This is a summary of a great article in the Washington Times by Tom Mullen. If you don’t really understand Libertarian philosophy on the issue of corporatism, take about 5 minutes and click through to the original article. Otherwise, I have the main points outlines below. If this doesn’t get you thinking about Washington Politics as usual regarding an Obama or Romney administration, I doubt much will. Consider voting for Gary Johnson!

Quotes:

Libertarians are not corporate apologists | Washington Times Communities

    • Libertarians are not corporate apologists
      • Already, the usual fallacies have resurfaced. If you don’t want the government to run education, you must be against education. If you don’t want the government to run healthcare, you must not want people to get healthcare.
        • This misunderstanding is often summed up with comments like, “I’m not sure I’m comfortable with an ‘every man for himself’ society.” This springs from the absurd assumption that human beings never confer benefits upon one another except when forced to do so at gunpoint.
          • One corollary of the “every man for himself” theory is that a libertarian society would “let corporations run wild,” resulting in a small, wealthy elite controlling all of the resources and exercising oligarchical rule over the rest of society. (So do we live in a libertarian society now?)
            • Having created the problem in the first place, the government then proposes to mitigate the effects of the distortion it has caused with heavy regulation.

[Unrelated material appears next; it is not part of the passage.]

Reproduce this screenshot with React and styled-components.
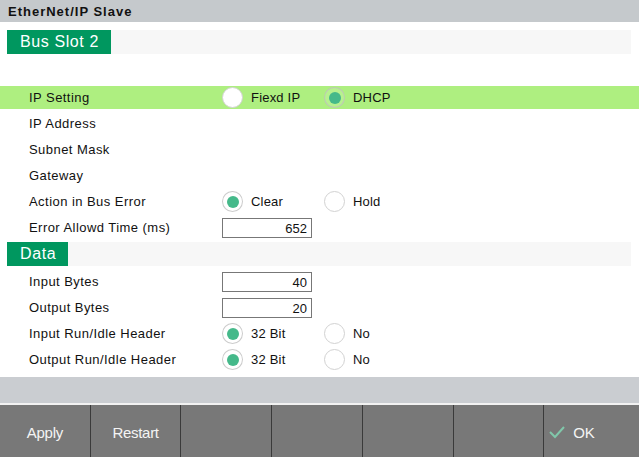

This further distorts the market’s natural balancing mechanisms. Regulations drive up the operating cost of doing business and provide barriers to new firms entering the market. The larger, established players can absorb the costs due to economies of scale. Smaller firms cannot and are kept out of the market by high entry costs, if not more directly by other regulations like permitting or licensing. The effect of regulation is exactly the opposite of its intention. The largest and most powerful corporations are insulated from competition, allowing them to grow even larger, while putting less pressure on them to improve quality or lower price. That’s why most regulations are written by corporate insiders themselves.
              • Libertarian conclusions are inescapable without completely abandoning cause and effect reasoning. With risk providing a natural limit to growth and free entry into the market providing significantly more competition, the largest firms must be smaller and competition and choice must increase.
                • A century of progressive governance has produced exactly the results that the progressives purport to oppose: an enormous concentration of wealth in the hands of a small percentage of society and a few large firms dominating every economic sector. We have nothing to lose giving libertarianism a try.